Suddenly, as I took a really good look at the betta fish, trying to find one that I thought might be active and healthy, the door behind me opened. In walked a very scruffy looking, old man with long straggly, wet gray hair and several days growth of whiskers on his face. The scraggly grey dog that he had with him, looked almost as rough as he did. THey were both sopping wet and needed to have a good bath.
"They got me!" he said to the pet store owner, who did not seem surprized to see him come into the store. Obviously, he had been there before and she knew him. "Who got you?" she asked quietly, as she watched him sit down on the floor beside his dog. They both simply made themselves at home. By then, the dog had stretched out on his side, as if totally exhausted. "The police," the old man said. "They caught me in the park and made me clean up the mess." The dog just sighed innocently, closed his eyes and drifted off. He was quite content to be indoors, out of the rain and cold.
Not even two seconds later, the door opened again. In walked a very young couple carrying a brown, cardboard box. "Do you take kittens?" the young man asked the owner of the pet store. I could hear a couple of faint meows coming from inside the box. The young man holding it, was standing right beside me. I carefully lifted one of the flaps on the top, simply out of curiosity. A sweet little gray kitten attempted to climb out of the box. The young man roughly pushed it back inside. "We have five of them," his wife explained apologetically. "And we don't know what to do with them."
They were really cute, I realized, but I knew that I did not want to buy a kitten. All I wanted was buy one betta fish and go home. By that time, I had decided which betta fish I was going to take home with me. When I looked at the one I had chosen, he appeared to be the color of the water in Oliver Lake, a small lake where we had the opportunity to swim as children. He was a gorgeous blue-green color with a reddish, almost purple tinge on his fins. That was the moment
when I fell in love with that particular betta fish!
The pet store owner started to make out my bill, as she explained to the young couple that she really could not take any more kittens at that time. "Let the water sit for two days before you put the fish into it," she advised me, as she showed me the statement for the betta fish.
She went on to explain that she already had more kittens than she thought that she could sell at that time. She was very apologetic and finally handed them a slip of paper. "Put your name and your phone number down and if I find anyone who wants some kittens, I will call you," she said gently. They just stood there dumbfounded. It seemed that they had actually expected bring the kittens to the pet store and to get paid for the them.

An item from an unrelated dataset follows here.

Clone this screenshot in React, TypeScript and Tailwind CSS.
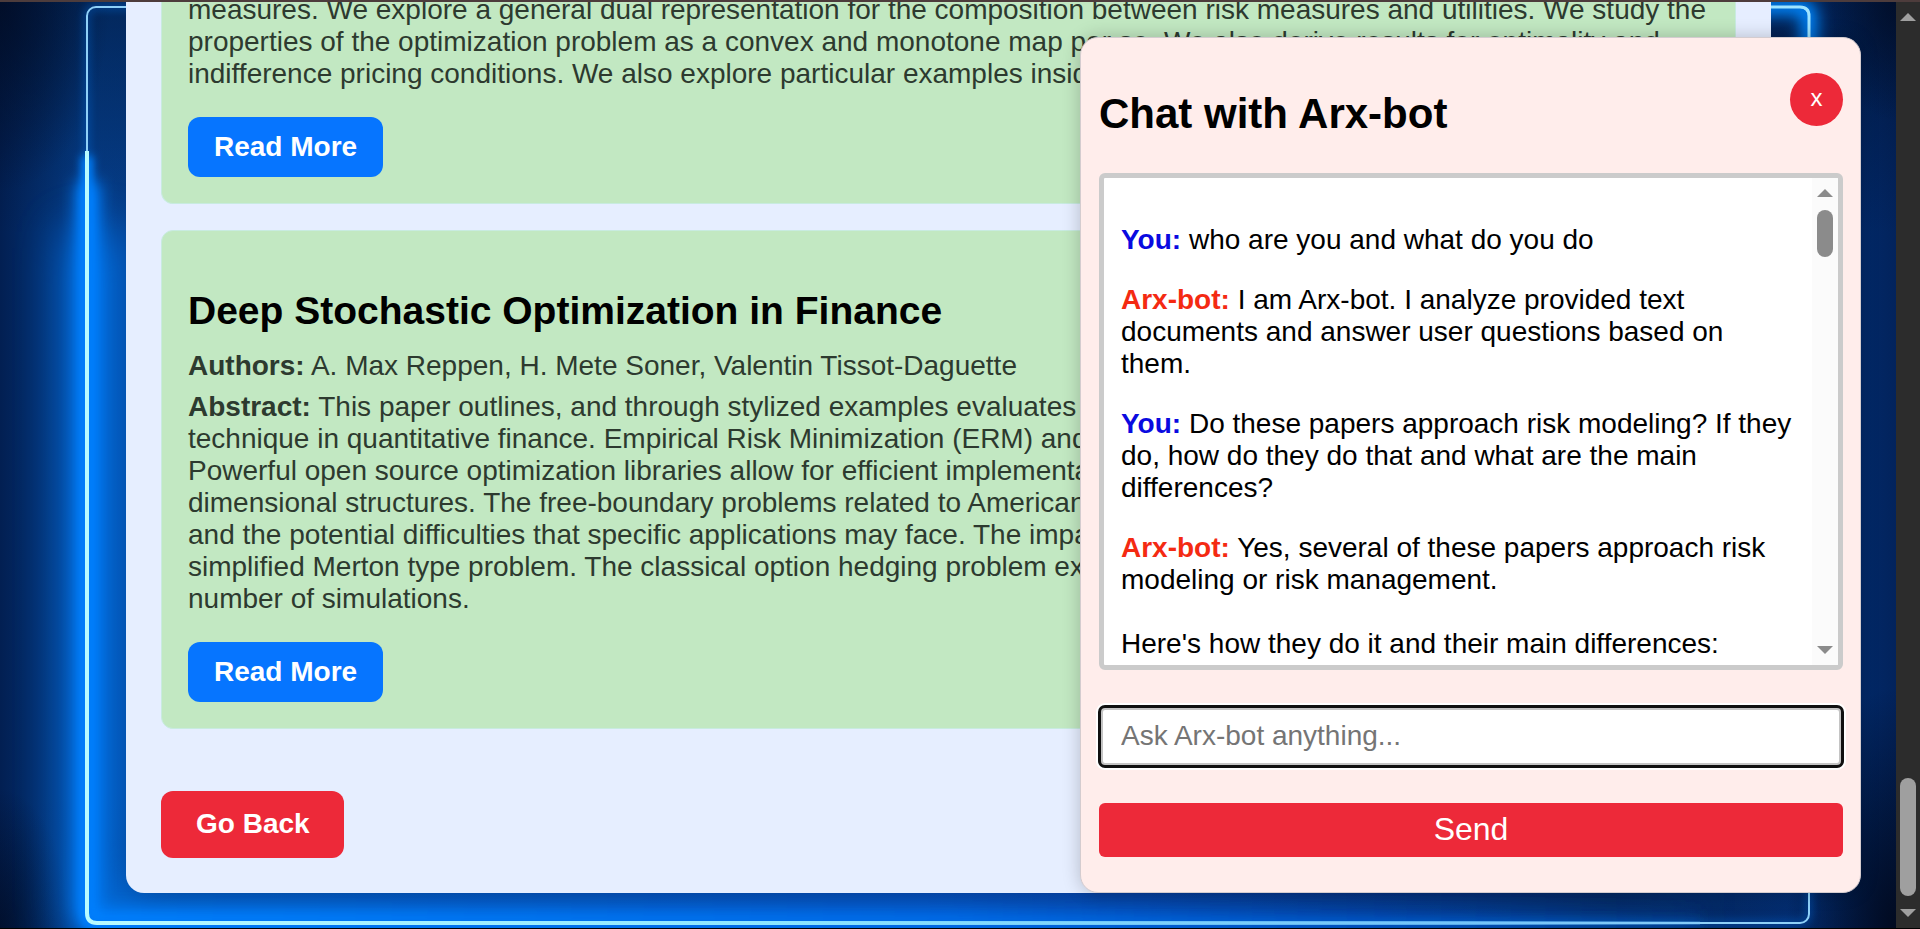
import React from "react";

function Backdrop() {
  return (
    <svg className="absolute inset-0 h-full w-full" viewBox="0 0 1896 926" preserveAspectRatio="none" aria-hidden="true">
      <defs>
        <linearGradient id="base" x1="0" x2="1" y1="0" y2="0">
          <stop offset="0" stopColor="#021f52" />
          <stop offset="0.045" stopColor="#053f8c" />
          <stop offset="0.3" stopColor="#08388a" />
          <stop offset="0.6" stopColor="#0a3488" />
          <stop offset="0.85" stopColor="#05265c" />
          <stop offset="0.96" stopColor="#033078" />
          <stop offset="1" stopColor="#02235c" />
        </linearGradient>
        <linearGradient id="topShade" x1="0" x2="0" y1="0" y2="1">
          <stop offset="0" stopColor="#01102c" stopOpacity="0.5" />
          <stop offset="0.25" stopColor="#01102c" stopOpacity="0" />
          <stop offset="0.85" stopColor="#01102c" stopOpacity="0" />
          <stop offset="1" stopColor="#01102c" stopOpacity="0.1" />
        </linearGradient>
        <linearGradient id="fade" gradientUnits="userSpaceOnUse" x1="87" x2="1809" y1="0" y2="0">
          <stop offset="0" stopColor="#0080ff" />
          <stop offset="0.5" stopColor="#0068e4" />
          <stop offset="0.75" stopColor="#0050c0" stopOpacity="0.6" />
          <stop offset="1" stopColor="#0050b0" stopOpacity="0" />
        </linearGradient>
        <linearGradient id="core" gradientUnits="userSpaceOnUse" x1="87" x2="1809" y1="0" y2="0">
          <stop offset="0" stopColor="#b8fbff" />
          <stop offset="0.4" stopColor="#8be6ff" />
          <stop offset="0.8" stopColor="#6cc0f8" stopOpacity="0.8" />
          <stop offset="1" stopColor="#6cc0f8" stopOpacity="0" />
        </linearGradient>
        <radialGradient id="corner">
          <stop offset="0" stopColor="#010a20" />
          <stop offset="1" stopColor="#010a20" stopOpacity="0" />
        </radialGradient>
        <filter id="wide" filterUnits="userSpaceOnUse" x="-100" y="-100" width="2100" height="1200">
          <feGaussianBlur stdDeviation="24" />
        </filter>
        <filter id="near" filterUnits="userSpaceOnUse" x="-100" y="-100" width="2100" height="1200">
          <feGaussianBlur stdDeviation="8" />
        </filter>
        <filter id="tight" filterUnits="userSpaceOnUse" x="-100" y="-100" width="2100" height="1200">
          <feGaussianBlur stdDeviation="4" />
        </filter>
      </defs>
      <rect width="1896" height="926" fill="url(#base)" />
      <rect width="1896" height="926" fill="url(#topShade)" />
      <ellipse cx="0" cy="0" rx="110" ry="190" fill="url(#corner)" opacity="0.7" />
      <ellipse cx="0" cy="926" rx="70" ry="140" fill="url(#corner)" opacity="0.7" />
      <ellipse cx="1896" cy="0" rx="70" ry="120" fill="url(#corner)" opacity="0.7" />
      <ellipse cx="1896" cy="926" rx="110" ry="240" fill="url(#corner)" />
      <path d="M95 230V911Q95 921 105 921H1700" fill="none" stroke="url(#fade)" strokeWidth="60" filter="url(#wide)" opacity="0.7" />
      <path d="M88 180V906Q88 919 100 919H1700" fill="none" stroke="url(#fade)" strokeWidth="24" filter="url(#near)" />
      <path d="M87 154V911Q87 921 97 921H1700" fill="none" stroke="url(#fade)" strokeWidth="12" filter="url(#tight)" />
      <rect x="87" y="5" width="1722" height="916" rx="9" fill="none" stroke="#0070e8" strokeWidth="5" filter="url(#tight)" opacity="0.5" />
      <path d="M1700 5H1800Q1809 5 1809 14V70" fill="none" stroke="#0088ff" strokeWidth="16" filter="url(#near)" />
      <rect x="87" y="5" width="1722" height="916" rx="9" fill="none" stroke="#8fd0f8" strokeWidth="2" />
      <path d="M1700 5H1800Q1809 5 1809 14V70" fill="none" stroke="#9fe4ff" strokeWidth="3" />
      <path d="M87 149V911Q87 921 97 921H1700" fill="none" stroke="url(#core)" strokeWidth="4" />
    </svg>
  );
}

function Arrow({ down = false, className = "" }: { down?: boolean; className?: string }) {
  return (
    <svg viewBox="0 0 16 8" className={`h-2 w-4 ${className}`} fill="currentColor" aria-hidden="true">
      <path d={down ? "M0 0H16L8 8Z" : "M0 8H16L8 0Z"} />
    </svg>
  );
}

function ReadMore() {
  return (
    <a href="#paper" className="mt-[27px] inline-flex h-15 items-center rounded-xl bg-[#0675ff] px-[26px] align-top font-bold text-white">
      Read More
    </a>
  );
}

function Paper({ title, authors, children }: { title: string; authors: string; children: React.ReactNode }) {
  return (
    <article className="rounded-xl border border-[#c8ebe0] bg-[#c2e8c2] p-[26px] text-[#2d3a2f]">
      <h3 className="mt-8 text-[39px] leading-11 font-bold text-black">{title}</h3>
      <p className="mt-[17px]">
        <strong>Authors:</strong> {authors}
      </p>
      <p className="mt-[9px]">
        <strong>Abstract:</strong> {children}
      </p>
      <ReadMore />
    </article>
  );
}

const messages = [
  { bot: false, text: "who are you and what do you do" },
  { bot: true, text: "I am Arx-bot. I analyze provided text documents and answer user questions based on them." },
  { bot: false, text: "Do these papers approach risk modeling? If they do, how do they do that and what are the main differences?" },
  { bot: true, text: "Yes, several of these papers approach risk modeling or risk management." },
];

function Chat() {
  return (
    <section className="absolute top-[35px] right-[35px] bottom-[35px] flex w-[781px] flex-col rounded-[18px] border border-[#d4cccf] bg-[#ffedeb] py-[35px] pr-[17px] pl-[18px] shadow-[0_0_18px_rgba(0,0,0,0.22)]">
      <header className="flex h-[100px] items-start justify-between">
        <h2 className="mt-[17px] text-[42px] leading-12 font-bold text-black">Chat with Arx-bot</h2>
        <button type="button" aria-label="Close chat" className="h-[53px] w-[53px] rounded-full bg-[#ed2939] pb-1 text-[24px] text-white">
          x
        </button>
      </header>
      <div className="flex min-h-0 flex-1 overflow-hidden rounded-md border-5 border-[#cbcbcb] bg-white text-black">
        <div className="min-w-0 flex-1 overflow-hidden px-[17px] pt-[46px]">
          {messages.map((m) => (
            <p key={m.text} className="mb-7">
              <strong className={m.bot ? "text-[#f42a12]" : "text-[#0a0ae0]"}>{m.bot ? "Arx-bot:" : "You:"}</strong> {m.text}
            </p>
          ))}
          <p className="mt-8">Here's how they do it and their main differences:</p>
        </div>
        <div className="flex w-[26px] flex-col items-center bg-[#fbfbfb] py-[11px] text-[#8b8b8b]">
          <Arrow />
          <div className="mt-[13px] h-[47px] w-4 rounded-full bg-[#8b8b8b]" />
          <Arrow down className="mt-auto" />
        </div>
      </div>
      <input
        type="text"
        aria-label="Message"
        placeholder="Ask Arx-bot anything..."
        className="mt-9 h-[61px] rounded-md border-4 border-[#c4c4c4] bg-white px-[18px] pb-[2px] shadow-[0_0_0_3px_#fff] outline-3 -outline-offset-2 outline-[#101010] placeholder:text-[#757575]"
      />
      <button type="button" className="mt-9 h-[54px] rounded-md bg-[#ed2939] pb-[2px] text-[32px] leading-9 text-white">
        Send
      </button>
    </section>
  );
}

export default function App() {
  return (
    <div className="flex h-screen overflow-hidden border-t-2 border-b border-t-[#4d3c3c] border-b-black bg-black font-['Liberation_Sans',Arial,sans-serif] text-[28px] leading-8">
      <div className="relative flex min-w-0 flex-1 flex-col justify-end overflow-hidden pr-[125px] pb-[35px] pl-[126px]">
        <Backdrop />
        <main className="relative rounded-b-[18px] bg-[#e6eeff] px-[35px] pb-[35px]">
          <div className="flex flex-col gap-[26px]">
            <article className="rounded-b-xl border border-t-0 border-[#c8ebe0] bg-[#c2e8c2] px-[26px] pb-[26px] text-[#2d3a2f]">
              <p>
                measures. We explore a general dual representation for the composition between risk measures and utilities. We study the
                properties of the optimization problem as a convex and monotone map per se. We also derive results for optimality and
                indifference pricing conditions. We also explore particular examples inside the setup.
              </p>
              <ReadMore />
            </article>
            <Paper title="Deep Stochastic Optimization in Finance" authors="A. Max Reppen, H. Mete Soner, Valentin Tissot-Daguette">
              This paper outlines, and through stylized examples evaluates a novel and highly effective computational technique in
              quantitative finance. Empirical Risk Minimization (ERM) and neural networks are key to this approach. Powerful open source
              optimization libraries allow for efficient implementation of this algorithm making it viable in high-dimensional
              structures. The free-boundary problems related to American and Bermudan options showcase both the power and the potential
              difficulties that specific applications may face. The impact of the size of the training data is studied in a simplified
              Merton type problem. The classical option hedging problem exemplifies the need of market generators or large number of
              simulations.
            </Paper>
          </div>
          <button type="button" className="mt-[62px] block h-[67px] rounded-xl bg-[#ed2939] pr-[34px] pb-[2px] pl-[35px] font-bold text-white">
            Go Back
          </button>
        </main>
        <Chat />
      </div>
      <div className="flex w-6 shrink-0 flex-col items-center bg-[#2c2c2c] py-[11px] text-[#9f9f9f]">
        <Arrow />
        <div className="mt-auto h-[118px] w-4 rounded-full bg-[#9f9f9f]" />
        <Arrow down className="mt-[13px]" />
      </div>
    </div>
  );
}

The young woman took the piece of paper and put their name and telephone number on it.
The pet store owner looked at me sheepishly and asked me what I wanted her to do with my new betta fish. "The rose bowl is included in the price," she said, as I paid her for the betta fish that I had chosen. She had a plastic bag in her hand. "Put it over the top of the bowl," the old man sitting on the floor ordered gruffly. She did exactly what he suggested, putting an elastic band around the rim of the rose bowl to secure it in place.
"Want a box?" she asked. "Sure," I replied. "I just don't want him to get cold, as I am walking home," I explained. She headed towards the back of the store and came back with a cardboard box that was about six inches deep, a foot long and nine or ten inches in width. She put the little four inch rose bowl containing the betta fish into the box along with the betta fish food. I almost burst out laughing.

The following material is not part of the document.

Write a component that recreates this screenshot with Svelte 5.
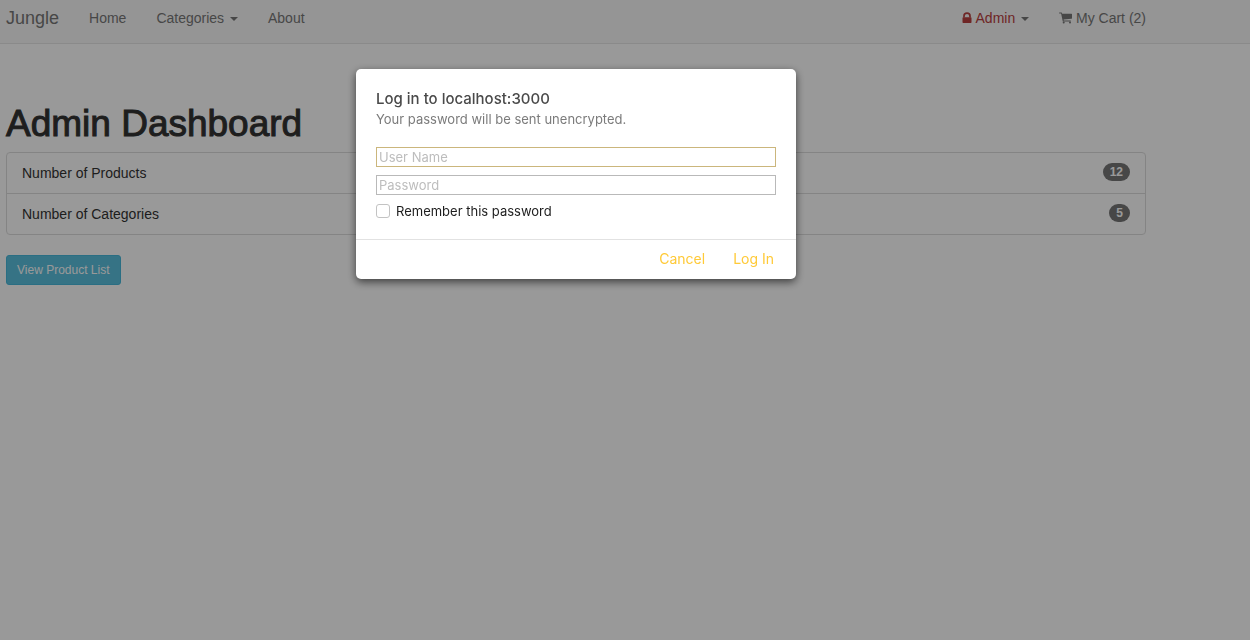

"Better put some paper around it," the old man growled from the floor, where he was sitting against the wall. "It will slide all over the place," he said, as if spouting words of wisdom. The young shop owner immediately headed to the back of the store again and came back with a roll of paper towels. I thought that she would wrap up the bowl and just hand it to me. I waited. She tore the towels off the roll, one at a time and crinkled them, like one would do with sheets of newspaper, and one by one, put them into the cardboard box, around the rose bowl. Then she closed the top of the box the same way that the box containing the kittens had been closed.

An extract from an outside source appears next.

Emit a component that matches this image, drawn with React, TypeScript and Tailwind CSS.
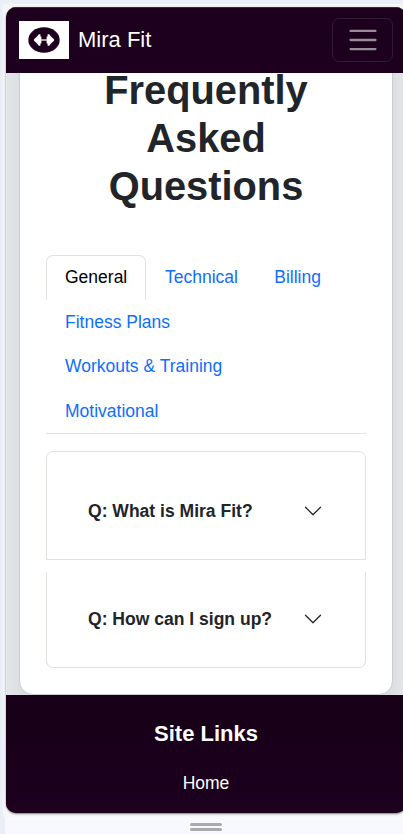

That's better, I thought. By then, I could hardly wait to get out of there.
As I headed out of the pet store, and through the doorway into the store, the elderly store owner greeted me again, as if still expecting me to buy some bread and milk. I decided that my hands were full enough already. I was just a little bit embarrassed. "I just bought a betta fish!" I explained to him, as if it needded an explanation.
"Thanks," I said as I turned toward the pet store owner again. I looked at the old man with the dog and the young couple with the kittens, then turned and headed for the door. I chuckled and named him right there and then. "Say goodbye to Oliver!" I hollered to everyone as I left the store.
"Goodbye, Oliver!" everyone hollered back in unison, as I left with my new betta fish. It had to have been the major event of the day for the store and the pet store. "Let's go home, Oliver!" I said to my new friend.